I have picked a fine time for a visit; the spring evening is as balmy as any summer’s night. Tomorrow, if the weather holds, I shall head for the hills. As darkness begins to settle lightly on the land, a falcon appears over the front field. Birds of prey can be hard to tell apart on the wing, but not this one. I have it pinned immediately as a hobby, from its arc, its spirit. It is far from its usual haunts; even after all these years, the place can still bring me surprises. The falcon doesn’t seem to be hunting, more just celebrating life. As night falls, I watch enraptured as it swoops and banks and swerves on its scimitar wings, until I can see it no more. Never before have I seen a bird that looked so like it was dancing in the air.

The grass in the garden, fenced off from the sheep, has grown tall and rank in the months since I was last here. I can barely make out the shape of where my vegetable beds used to lie. I would cut it back were it not for the hares. Hares are the hardiest of creatures; they live out in the fields all year long and can breed at any time of the year. But this year they have chosen the spring, and have chosen my garden. There are two leverets now grazing just a few feet away in the lush grass of the fertile soil where my vegetables once grew. They are almost the size of rabbits, and must already be weaned as the jill is leaving them largely to their own devices; I have only seen her once. The two little hares watch me watching them but don’t seem to mind me so long as I keep my eyes fixed on them.

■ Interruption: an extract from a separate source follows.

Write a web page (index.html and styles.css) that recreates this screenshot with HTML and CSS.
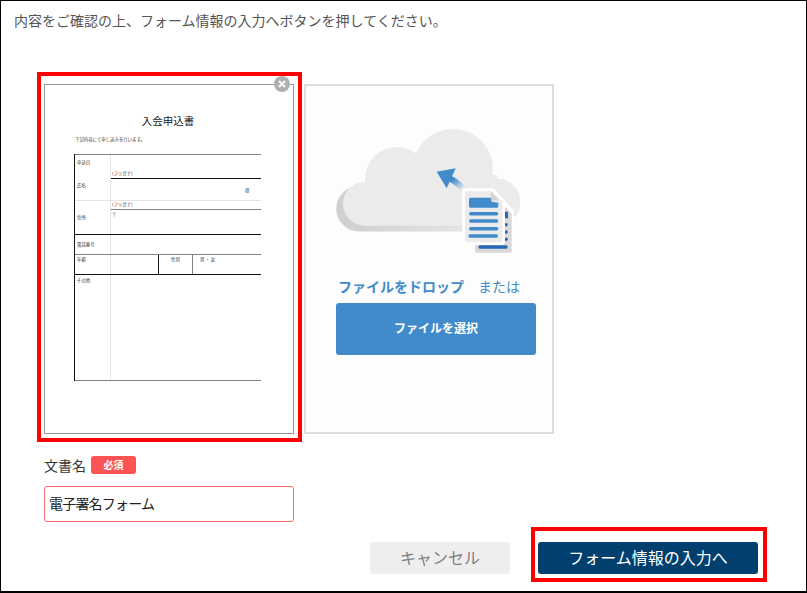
FILE: index.html
```html
<!DOCTYPE html>
<html lang="ja">
<head>
    <meta charset="UTF-8">
    <meta name="viewport" content="width=device-width, initial-scale=1.0">
    <title>フォーム情報の入力</title>
    <link rel="stylesheet" href="styles.css">
</head>
<body>
    <div class="frame">
        <p class="lead">内容をご確認の上、フォーム情報の入力へボタンを押してください。</p>

        <div class="cards">
            <!-- 文書プレビュー -->
            <div class="card preview">
                <svg class="doc" viewBox="0 0 248 348" width="248" height="348">
                    <text class="doc-title" x="123" y="40" text-anchor="middle">入会申込書</text>
                    <text class="doc-text" x="30" y="56">下記内容にて申し込みを行います。</text>
                    <g class="line-light">
                        <line x1="65.500" y1="70" x2="65.500" y2="295"/>
                        <line x1="30" y1="115.500" x2="216" y2="115.500"/>
                    </g>
                    <g class="line-mid">
                        <line x1="29" y1="69.500" x2="216" y2="69.500"/>
                        <line x1="66" y1="124.500" x2="216" y2="124.500"/>
                        <line x1="30" y1="169.500" x2="216" y2="169.500"/>
                        <line x1="147.500" y1="170" x2="147.500" y2="189"/>
                        <line x1="29" y1="295.500" x2="216" y2="295.500"/>
                    </g>
                    <g class="line-dark">
                        <line x1="66" y1="93.500" x2="216" y2="93.500"/>
                        <line x1="30" y1="149.500" x2="216" y2="149.500"/>
                        <line x1="30" y1="189.500" x2="216" y2="189.500"/>
                        <line x1="113.500" y1="170" x2="113.500" y2="190"/>
                        <line x1="29.500" y1="69" x2="29.500" y2="296"/>
                    </g>
                    <text class="doc-text" x="32" y="79">申込日</text>
                    <text class="doc-text" x="32" y="102">氏名</text>
                    <text class="doc-text" x="67" y="90">(フリガナ)</text>
                    <text class="doc-text" x="200" y="107">様</text>
                    <text class="doc-text" x="67" y="121">(フリガナ)</text>
                    <text class="doc-text" x="67" y="131">〒</text>
                    <text class="doc-text" x="32" y="134">住所</text>
                    <text class="doc-text" x="32" y="161">電話番号</text>
                    <text class="doc-text" x="32" y="176">年齢</text>
                    <text class="doc-text" x="126" y="176">性別</text>
                    <text class="doc-text" x="155" y="176">男 ・ 女</text>
                    <text class="doc-text" x="32" y="197">その他</text>
                </svg>
                <span class="close">
                    <svg viewBox="0 0 16 16" width="16" height="16">
                        <circle cx="8" cy="8" r="8" fill="#b0b0b0"/>
                        <path d="M5 5l6 6M11 5l-6 6" stroke="#f2f2f2" stroke-width="2.400"/>
                    </svg>
                </span>
                <div class="highlight highlight-preview"></div>
            </div>

            <!-- ファイルドロップ -->
            <div class="card drop">
                <svg class="cloud" viewBox="0 0 190 130" width="190" height="130">
                    <defs>
                        <linearGradient id="shade" x1="0" x2="1" y1="0" y2="0">
                            <stop offset="0" stop-color="#cfcfcf"/>
                            <stop offset="1" stop-color="#e6e6e6"/>
                        </linearGradient>
                        <linearGradient id="tail" x1="0" x2="1" y1="0" y2="1">
                            <stop offset="0.2" stop-color="#428bca"/>
                            <stop offset="1" stop-color="#428bca" stop-opacity="0"/>
                        </linearGradient>
                    </defs>
                    <path fill="url(#shade)" d="M29 106.500a22.750 22.750 0 0 1 0-45.500h121v45.500z"/>
                    <g fill="#ebebeb">
                        <circle cx="35" cy="78.700" r="22"/>
                        <circle cx="67" cy="54" r="32"/>
                        <circle cx="123" cy="44" r="40"/>
                        <circle cx="167" cy="77" r="23.500"/>
                        <rect x="35" y="50" width="132" height="50.700"/>
                    </g>
                    <!-- 矢印 -->
                    <path d="M119 53c6 3 10 6 14 11" fill="none" stroke="url(#tail)" stroke-width="6"/>
                    <path d="M106.700 46.700l19-3.400-9 20z" fill="#428bca"/>
                    <!-- 奥の書類 -->
                    <path d="M165 66l19 19.500v38a5 5 0 0 1-5 5h-32a5 5 0 0 1-4-3v-59.500z" fill="#fff"/>
                    <path d="M150 80h23l8.700 8.700v37.500a1.500 1.500 0 0 1-1.500 1.500h-33.700a1.500 1.500 0 0 1-1.500-1.500v-46.200z" fill="#d9d9d9"/>
                    <g fill="#2a68b5">
                        <rect x="174.500" y="86.700" width="3.500" height="6.600"/>
                        <circle cx="176" cy="99.700" r="1.800"/>
                        <circle cx="176" cy="107" r="1.800"/>
                        <circle cx="176" cy="114.300" r="1.800"/>
                        <rect x="148.300" y="120.300" width="29.400" height="3.400" rx="1.700"/>
                    </g>
                    <!-- 手前の書類 -->
                    <path d="M135.300 63.300h28l11.700 12v41.700a3 3 0 0 1-3 3h-36.700a3 3 0 0 1-3-3v-50.700a3 3 0 0 1 3-3z" fill="#fff"/>
                    <path d="M136.500 66h25.200l10.600 10.700v39a1.500 1.500 0 0 1-1.500 1.500h-34.300a1.500 1.500 0 0 1-1.500-1.500v-48.200a1.500 1.500 0 0 1 1.500-1.500z" fill="#ebebeb"/>
                    <path d="M161 66.500l8 9h-8z" fill="#d4d4d4"/>
                    <path d="M140.500 72.700h20.500l.5 4 6.800 1v3.500a1.500 1.500 0 0 1-1.500 1.500h-26.300a1.500 1.500 0 0 1-1.500-1.500v-7a1.500 1.500 0 0 1 1.500-1.500z" fill="#428bca"/>
                    <g fill="#428bca">
                        <rect x="139" y="87" width="29.300" height="3.400" rx="1.700"/>
                        <rect x="139" y="94.300" width="29.300" height="3.400" rx="1.700"/>
                        <rect x="139" y="102" width="29.300" height="3.400" rx="1.700"/>
                        <rect x="138.300" y="109.300" width="29.700" height="3.400" rx="1.700"/>
                    </g>
                </svg>
                <p class="drop-text"><b>ファイルをドロップ</b><span>または</span></p>
                <button class="btn-file">ファイルを選択</button>
            </div>
        </div>

        <div class="field">
            <div class="field-label">文書名<span class="badge">必須</span></div>
            <input class="field-input" type="text" value="電子署名フォーム">
        </div>

        <div class="actions">
            <button class="btn btn-cancel">キャンセル</button>
            <button class="btn btn-next">フォーム情報の入力へ<span class="highlight highlight-next"></span></button>
        </div>
    </div>
</body>
</html>
```

FILE: styles.css
```css
* {
    box-sizing: border-box;
    margin: 0;
    padding: 0;
}

body {
    font-family: 'Noto Sans CJK JP', 'Noto Sans', sans-serif;
    background-color: #fff;
    width: 807px;
    height: 593px;
    overflow: hidden;
}

.frame {
    height: 593px;
    border: 1px solid #000;
    border-bottom-width: 2px;
    padding: 9px 0 0 13px;
}

.lead {
    font-size: 14px;
    line-height: 20px;
    color: #555;
}

.cards {
    display: flex;
    gap: 10px;
    margin: 54px 0 0 30px;
}

.card {
    position: relative;
    width: 250px;
    height: 350px;
}

.preview {
    border: 1px solid #999;
    background-color: #fff;
}

.doc {
    display: block;
}

.doc-title {
    font-size: 10.500px;
    fill: #222;
}

.doc-text {
    font-size: 4.400px;
    fill: #333;
}

.line-light line {
    stroke: #e4e4e4;
    stroke-width: 1;
}

.line-mid line {
    stroke: #808080;
    stroke-width: 1;
}

.line-dark line {
    stroke: #111;
    stroke-width: 1;
}

.close {
    position: absolute;
    top: -9px;
    right: 3px;
    width: 16px;
    height: 16px;
}

.close svg {
    display: block;
}

.highlight {
    position: absolute;
    border: 4px solid #f00;
    pointer-events: none;
}

.highlight-preview {
    top: -13px;
    left: -8px;
    right: -9px;
    bottom: -9px;
}

.highlight-next {
    top: -15px;
    left: -7px;
    right: -9px;
    bottom: -8px;
}

.drop {
    border: 2px solid #ddd;
    background-color: #fdfdfd;
    padding-top: 39px;
}

.cloud {
    display: block;
    margin-left: 24px;
}

.drop-text {
    margin: 21px 0 0 32px;
    font-size: 14px;
    line-height: 20px;
    color: #428bca;
}

.drop-text span {
    margin-left: 14px;
}

.btn-file {
    display: block;
    width: 200px;
    height: 52px;
    margin: 7px 0 0 30px;
    padding-bottom: 3px;
    border: none;
    border-radius: 3px;
    background-color: #428bca;
    color: #fff;
    font-family: inherit;
    font-size: 12px;
    font-weight: bold;
}

.field {
    width: 250px;
    margin: 22px 0 0 30px;
}

.field-label {
    display: flex;
    align-items: center;
    gap: 5px;
    font-size: 14px;
    line-height: 18px;
    color: #333;
}

.badge {
    width: 45px;
    height: 18px;
    border-radius: 3px;
    background-color: #fc5454;
    color: #fff;
    font-size: 10px;
    font-weight: bold;
    line-height: 18px;
    text-align: center;
}

.field-input {
    display: block;
    width: 250px;
    height: 36px;
    margin-top: 12px;
    padding: 0 4px 2px;
    border: 1px solid #f87070;
    border-radius: 3px;
    font-family: inherit;
    font-size: 14px;
    letter-spacing: -0.8px;
    color: #222;
}

.actions {
    display: flex;
    gap: 28px;
    margin: 20px 0 0 356px;
}

.btn {
    position: relative;
    height: 32px;
    padding-bottom: 2px;
    border: none;
    border-radius: 3px;
    font-family: inherit;
    font-size: 16px;
}

.btn-cancel {
    width: 140px;
    background-color: #eee;
    color: #808080;
}

.btn-next {
    width: 220px;
    background-color: #003f6e;
    color: #fff;
}
```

If I glance away for a moment they seem to just melt away into the long grass.

I lived alone in this cottage for five years, summer and winter, with no transport, no phone. This is the story of those five years, where I lived and how I lived. It is the story of what it means to live in a place so remote that you may not see another soul for weeks on end. And it is the story of the hidden places that I came to call my own, and the wild creatures that became my society.